It has been an active week since our last posting. On Monday, determined to get one of the boy’s school fees paid, we set off for Chinsapo to confer with the young man. While he appreciated our urgency to get him back into school, he wanted to go to a fairly new school that he believed would be far superior and more expensive. He is correct about the inadequacies of his present school, which is formed by teachers from Chinsapo Secondary School. Instead of teaching a full day, the teachers teach in the morning, and then in the afternoon present classes for a few hours in what they call Chinsapo Night, charging the same fees that would be collected in the government secondary school. This allows the teachers to double their meager salary without increasing their hours, a common practice.
We asked our young man to speak to the staff at the school he preferred, tell them his story, and see if they are willing to accept him in at the same cost. If so, we would commit ourselves by supporting his change. After lunch, we were told that the staff at Unity school wanted to talk to us, so we went together up the dusty road to a cluster of mud brick class rooms and a few falling apart two room structures used for offices, library and storage. This school began three years ago by a group of Malawian 2 or 3 year college students and newly graduated teachers. So far 95% of their second year students have past the junior national exams. They are still waiting for the results of their first group of fourth year students. If one thing is clear from our visit, the teachers and its combination administration make up the real hope for Malawi’s education. The Administrator himself was once in the same situation as the young man we are trying to help.

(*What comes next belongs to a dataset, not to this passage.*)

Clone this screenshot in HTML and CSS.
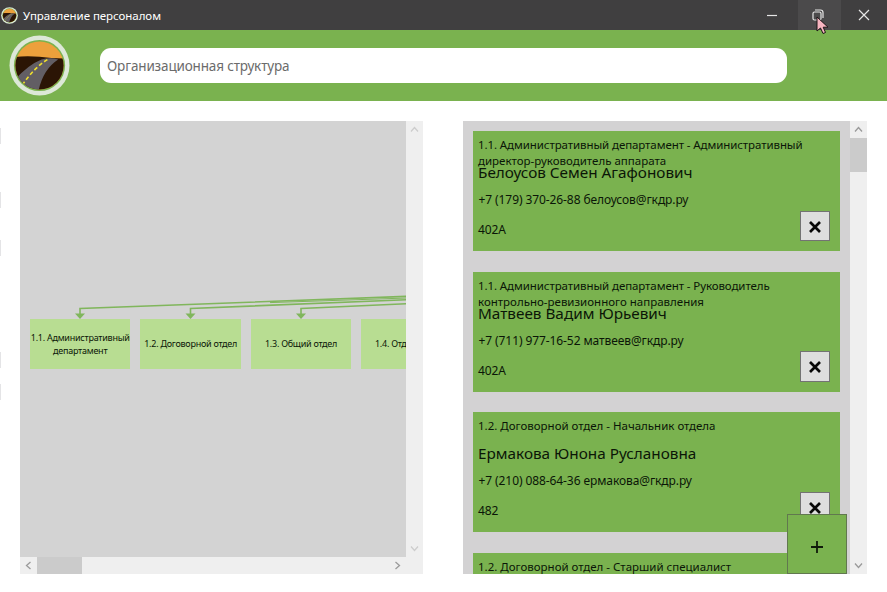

With some conversation, they did accept our proposition to prepare our student for the national exams, starting at seven am Tuesday morning. Looking over their library, we loaded the young administrator in our truck to introduce him to the National Library’s unadvertised program to assist fledgling librarys and schools with books donated by publishers and librarys in the U.S., Canada and the UK. For 500 Kwacha ($3.30) per year he can select from the shipping containers as many books as he can carry as often as he can get to town.
Tuesday began our adventure to visit Karonga, 590Km to the north, where a CRS funded project has been in operation for six years supporting now 66 community based child care centers along with eleven different programs targeting all levels of the community. We have noted before, the red clay dust and the smoke in the air. We traveled through national game reserves, pine and Eucalyptus forests, and rubber plantations, natural native forests high in the mountains, sugar cane fields, and casaba fields and everywhere fires are consuming the grasses and many native trees. There seems to be a belief that the new grass will not come unless the old is burnt away. The government discourages this practice but lacks the ability to implement change. Even with the smoke limiting the visibility of what would be a 100 mile view during the rainy season, the view descending the high mountains to the lake and the river plains is spectacular. The Lake Malawi itself is a place of refuge and peaceful beauty.
Remembering that Malawi and its beautiful lake is formed by Africa’s Great Rift Valley, it’s not surprising that the Karonga area, at the northern end of the lake, experienced a series of earthquakes the end of 2009. Some of the larger structures, churches and warehouses, are still not usable. A number of groups are working on the reconstruction as well as continuing their education and humanitarian efforts
We are back in Lilongwe just in time to say our good byes and pack ourselves up for our return home starting Monday.